Dall’articolata materia narrativa che va a costituire i diciotto brevi capitoli emergono alcuni personaggi in particolare: uno di questi è nonna Concetta, responsabile, dal punto di vista di Razziddu, di averlo abbandonato, come aveva fatto precedentemente il padre. Questo personaggio femminile viene descritto, ancora una volta, in modo fortemente espressivo utilizzando immagini prelevate dal mondo animale:

Piccola, una nana lavandaia con l’amore per le uova, le frittate, cattolica fino alla stampa nera sul dito ciccione, dove si inarcava il rosario ad anello. Era un minuscolo cagnaccio, col grasso e la pancia piena di latte, un mammifero carico di figli, una cagnola che si trascina verso il Belvedere per lasciarsi cadere all’ombra del castello normanno (p. 15).

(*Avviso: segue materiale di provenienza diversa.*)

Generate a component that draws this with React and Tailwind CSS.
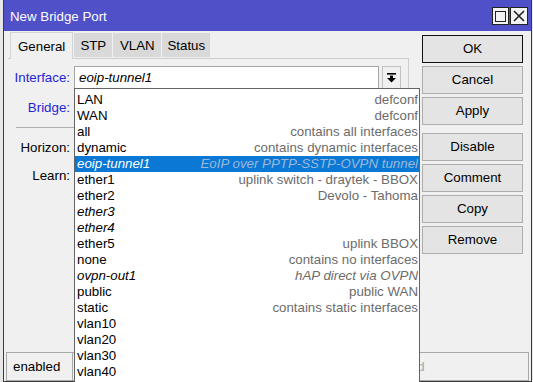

Un’altra figura chiave è Nitto Petralia, mago di professione, amico e iniziatore del padre di Razziddu alla stregoneria e al mistero esoterico. Da un dialogo tra il mago e Razziddu al momento del loro primo incontro, emerge il rapporto che ha il protagonista con l’Altro, il Diavolo, lo «Scuru», un rapporto di attrazione e timore:

«Qual è tò nomi?»

«Razziddu Buscemi».

«Anni?»

«Ventisette», rispose il ragazzo ladiu del lùstru malato del semibuio.

«Qual è il tuo travagghiu?»

«Pescatore».

«Peschi il Diavolo?», dumannò il mago mentre cugghiva aria con le mani per poi nascondere quest’ultime dentro i pugni ora raccolti.

«In quale significatu?»

«È chiaro il significato, ruvigghiti». […] «L’hai mai visto realmente?», predicò sarbaggiu il mago a scorciare la peddi dello scanto del ragazzo.

«A volte credo di trovarlo nell’oscurità o nella natura ombrata della notte. Altre volte in una statua», manifestò serrato Razziddu sfunnàndosi di voce.

«La Statua dei Puci con i capiddi dell’arancia sanguigna e la faccia simile a quella lucifirina?»

«E tu come lo sai?!»

«Lo so» (p. 68).

L’insieme dello stile e del linguaggio di Orazio Labbate lo rendono a oggi una voce originale e distinguibile nel panorama della narrativa italiana contemporanea. Ci si chiede con fiducia quale sarà la materia del prossimo lavoro e verso quale sviluppo lo porterà la sperimentazione linguistica in questo testo così forte e riuscita.